In 1940, Fred Schwed Jr. famously captured the essence of Swensen’s perspective with one of the most memorable Wall Street book titles ever: Where Are the Customers’ Yachts? It’s worth repeating the allegory that starts off his book:
Once in the dear dead days beyond recall, an out-of-town visitor was being shown the wonders of the New York financial district. When the party arrived at the Battery, one of his guides indicated some handsome ships riding at anchor.
He said, “Look, those are the bankers’ and brokers’ yachts.”
“Where are the customer yachts?” asked the naive visitor.
Where indeed? What is good for Wall Street isn’t always good for Main Street. Swensen called for government to act “in loco parentis” and create powerful incentives for companies to put their employees into passively managed well-diversified portfolios, perhaps similar to the low cost, broad-based, limited-choice offerings of the Federal Thrift Plan. But other ideas are worth pursuing. For instance, why not attach to every Social Security number an account consisting of a 60% equity index fund and a 40% Treasury Inflation Protected Securities portfolio? The retirement savings plan would essentially do as well–or as poorly–as the U.S. economy.

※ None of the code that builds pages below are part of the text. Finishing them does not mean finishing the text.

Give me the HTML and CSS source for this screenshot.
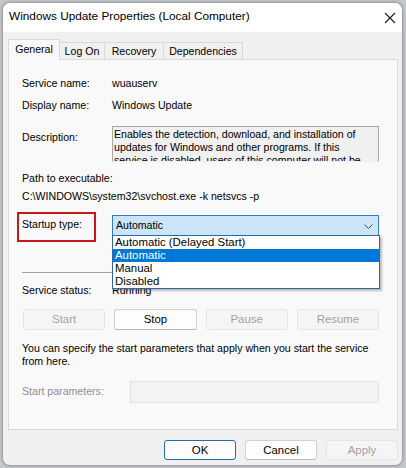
FILE: index.html
```html
<!DOCTYPE html>
<html>
<head>
<meta charset="utf-8">
<link rel="stylesheet" href="styles.css">
</head>
<body>
<div class="window">
  <div class="titlebar">
    <span class="title">Windows Update Properties (Local Computer)</span>
    <svg class="close" width="12" height="12" viewBox="0 0 12 12"><path d="M1 1 L11 11 M11 1 L1 11" stroke="#1a1a1a" stroke-width="1.1" fill="none"/></svg>
  </div>
  <div class="body">
    <div class="tabs">
      <div class="tab sel t1">General</div>
      <div class="tab t2">Log On</div>
      <div class="tab t3">Recovery</div>
      <div class="tab t4">Dependencies</div>
    </div>
    <div class="panel">
      <div class="row r1"><span class="lbl">Service name:</span><span>wuauserv</span></div>
      <div class="row r2"><span class="lbl">Display name:</span><span>Windows Update</span></div>
      <div class="row r3"><span class="lbl lbl-desc">Description:</span>
        <div class="desc">Enables the detection, download, and installation of updates for Windows and other programs. If this service is disabled, users of this computer will not be able to use Windows Update.</div>
      </div>
      <div class="pathlbl">Path to executable:</div>
      <div class="pathval">C:\WINDOWS\system32\svchost.exe -k netsvcs -p</div>
      <div class="row r4"><span class="lbl lbl-startup"><span class="mark">Startup type:</span></span>
        <div class="combo">
          <span>Automatic</span>
          <svg class="chev" width="9" height="5" viewBox="0 0 9 5"><path d="M0.5 0.5 L4.5 4.5 L8.5 0.5" stroke="#505050" stroke-width="1" fill="none"/></svg>
          <ul class="list">
            <li>Automatic (Delayed Start)</li>
            <li class="hl">Automatic</li>
            <li>Manual</li>
            <li>Disabled</li>
          </ul>
        </div>
      </div>
      <div class="sep"></div>
      <div class="row r5"><span class="lbl">Service status:</span><span>Running</span></div>
      <div class="btns">
        <div class="btn dis">Start</div>
        <div class="btn">Stop</div>
        <div class="btn dis">Pause</div>
        <div class="btn dis">Resume</div>
      </div>
      <p class="para">You can specify the start parameters that apply when you start the service from here.</p>
      <div class="row r6"><span class="lbl lbl-param">Start parameters:</span><div class="input"></div></div>
    </div>
    <div class="footer">
      <div class="fbtn def">OK</div>
      <div class="fbtn">Cancel</div>
      <div class="fbtn dis">Apply</div>
    </div>
  </div>
</div>
</body>
</html>
```

FILE: styles.css
```css
* { box-sizing: border-box; }
html, body { margin: 0; padding: 0; }
body {
  width: 406px; height: 468px; overflow: hidden;
  background: #c4c8cc;
  font-family: "Liberation Sans", Arial, sans-serif;
  font-size: 10.6px; line-height: 13px; color: #000;
}
.window {
  margin: 2px 0 0 2px;
  width: 401px; height: 464px;
  border: 1px solid #a3a3a3;
  border-radius: 8px;
  overflow: hidden;
  background: #f0f0f0;
  box-shadow: 0 0 3px rgba(0,0,0,0.25);
  display: flex; flex-direction: column;
}
.titlebar {
  height: 29px; background: #fff;
  display: flex; align-items: center; justify-content: space-between;
  padding: 0 5px 3px 6px;
}
.title { font-size: 11.8px; }
.close { margin-top: 4px; margin-right: 1px; }
.body { flex: 1; padding: 7px 0 0 5px; }
.tabs { display: flex; align-items: flex-end; height: 20px; position: relative; z-index: 2; }
.tab {
  height: 17px; border: 1px solid #d9d9d9; border-bottom: none; margin-left: -1px;
  background: #f0f0f0; text-align: center; line-height: 16px;
}
.tab.sel { height: 21px; margin-bottom: -1px; margin-left: 0; background: #f9f9f9; line-height: 19px; }
.t1 { width: 52px; }
.t2 { width: 46px; }
.t3 { width: 60px; }
.t4 { width: 80px; }
.panel {
  width: 390px; height: 371px;
  background: #f9f9f9; border: 1px solid #d9d9d9;
  padding: 17px 0 0 13px;
  position: relative; z-index: 1;
}
.row { display: flex; align-items: flex-start; }
.lbl { width: 90px; flex: none; }
.r2 { margin-top: 9px; }
.r3 { margin-top: 14px; }
.lbl-desc { padding-top: 5px; }
.desc {
  width: 267px; height: 36px; overflow: hidden;
  border: 1px solid #a8a8a8; border-bottom-color: #f0f0f0;
  background: #f0f0f0; padding: 1px 4px 0 1px;
}
.pathlbl { margin-top: 10px; }
.pathval { margin-top: 5px; }
.r4 { margin-top: 12px; }
.lbl-startup { padding-top: 3px; }
.mark { position: relative; }
.mark::after {
  content: ""; position: absolute; left: -5px; top: -6px;
  width: 75px; height: 26px; border: 2px solid #c8161d;
}
.combo {
  position: relative; width: 267px; height: 21px;
  border: 1px solid #2f7fc0; background: #cce4f7;
  padding: 3px 0 0 3px;
}
.chev { position: absolute; right: 5px; top: 8px; }
.list {
  position: absolute; left: -1px; top: 19px; margin: 0; padding: 0; list-style: none;
  width: 268px; height: 54px; background: #fff;
  border: 1px solid #2a6aa0;
  box-shadow: 2px 2px 2px rgba(0,0,0,0.25);
  z-index: 5;
}
.list li { height: 13px; line-height: 13px; padding-left: 2px; font-size: 11.4px; }
.list li.hl { background: #0078d7; color: #fff; }
.sep { width: 356px; height: 1px; background: #a0a0a0; margin-top: 36px; }
.r5 { margin-top: 11px; }
.btns {
  margin-top: 12px; margin-left: 1px; width: 356px;
  display: grid; grid-template-columns: repeat(4, 1fr); gap: 9px;
}
.btn, .fbtn {
  height: 21px; border: 1px solid #d0d0d0; border-bottom-color: #b8b8b8;
  border-radius: 3px; background: #fdfdfd;
  text-align: center; line-height: 19px; font-size: 11.4px;
}
.btn.dis, .fbtn.dis { background: #f5f5f5; border-color: #e5e5e5; color: #a2a2a2; }
.para { margin: 12px 0 0 0; width: 360px; }
.r6 { margin-top: 13px; }
.lbl-param { width: 108px; padding-top: 4px; color: #8f8f8f; }
.input { width: 249px; height: 22px; border: 1px solid #e3e3e3; background: #f3f3f3; }
.footer {
  width: 390px; margin-top: 10px;
  display: flex; justify-content: flex-end; gap: 9px;
}
.fbtn { width: 72px; height: 20px; line-height: 18px; }
.fbtn.def { border: 1px solid #1f6fb0; }
```
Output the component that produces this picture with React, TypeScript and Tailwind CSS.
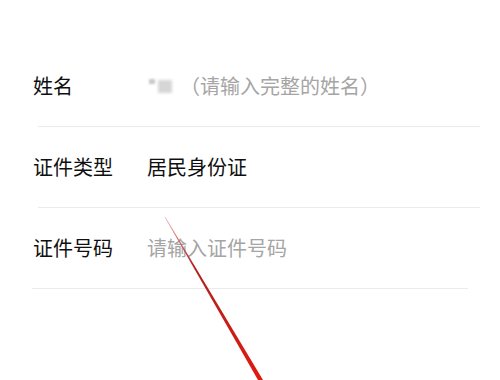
import React from "react";

const font = { fontFamily: '"Noto Sans CJK SC", "Noto Sans", sans-serif' };

export default function App() {
  return (
    <div className="relative w-[500px] h-[380px] bg-white overflow-hidden" style={font}>
      <div className="pt-[46px]">
        <div className="h-[80px] flex items-center pl-[33px]">
          <span className="w-[114px] text-[20px] text-[#0f0f0f]">姓名</span>
          <span className="flex items-center">
            <span className="relative w-[32px] h-[20px] mr-[1px]">
              <span className="absolute left-[2px] top-[3px] w-[6px] h-[5px] bg-[#c8c8c8] blur-[1px]" />
              <span className="absolute left-[11px] top-[4px] w-[14px] h-[13px] bg-[#d6d6d6] blur-[1.5px]" />
            </span>
            <span className="text-[20px] text-[#a5a5a5]">（请输入完整的姓名）</span>
          </span>
        </div>
        <div className="ml-[38px] mr-[20px] h-[1px] bg-[#ebebeb]" />
        <div className="h-[80px] flex items-center pl-[33px]">
          <span className="w-[114px] text-[20px] text-[#0f0f0f]">证件类型</span>
          <span className="text-[20px] text-[#0f0f0f]">居民身份证</span>
        </div>
        <div className="ml-[38px] mr-[20px] h-[1px] bg-[#ebebeb]" />
        <div className="h-[80px] flex items-center pl-[33px]">
          <span className="w-[114px] text-[20px] text-[#0f0f0f]">证件号码</span>
          <span className="text-[20px] text-[#a5a5a5]">请输入证件号码</span>
        </div>
        <div className="ml-[32px] mr-[32px] h-[1px] bg-[#ebebeb]" />
      </div>
      <svg className="absolute left-0 top-0" width="500" height="380" viewBox="0 0 500 380">
        <defs>
          <linearGradient id="g" x1="165" y1="218" x2="262" y2="380" gradientUnits="userSpaceOnUse">
            <stop offset="0" stopColor="#eab0b0" />
            <stop offset="0.3" stopColor="#b02020" />
            <stop offset="1" stopColor="#e01a10" />
          </linearGradient>
        </defs>
        <polygon points="164.6,217 165.4,217 263,380 258,380" fill="url(#g)" />
      </svg>
    </div>
  );
}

Better yet, a number of academic quant jocks are exploring creating annuity-like products that would guarantee workers a steady, inflation-protected income during their golden years but would be less expensive for companies to offer than the traditional defined-benefit pension fund. The demand then would be on workers to take the responsibility of saving but avoid the burden of investing. These ideas are not only worth exploring–they’re an improvement over the status quo.
Right now, the Federal Reserve and U.S. Treasury are trying to shore up a crumbling financial system. Now isn’t a time for action on big questions. That will come when the panic subsides and the foundation of the U.S. capital markets is stabilized. Among the issues to explore is whether the great 401(k) experiment has run its course.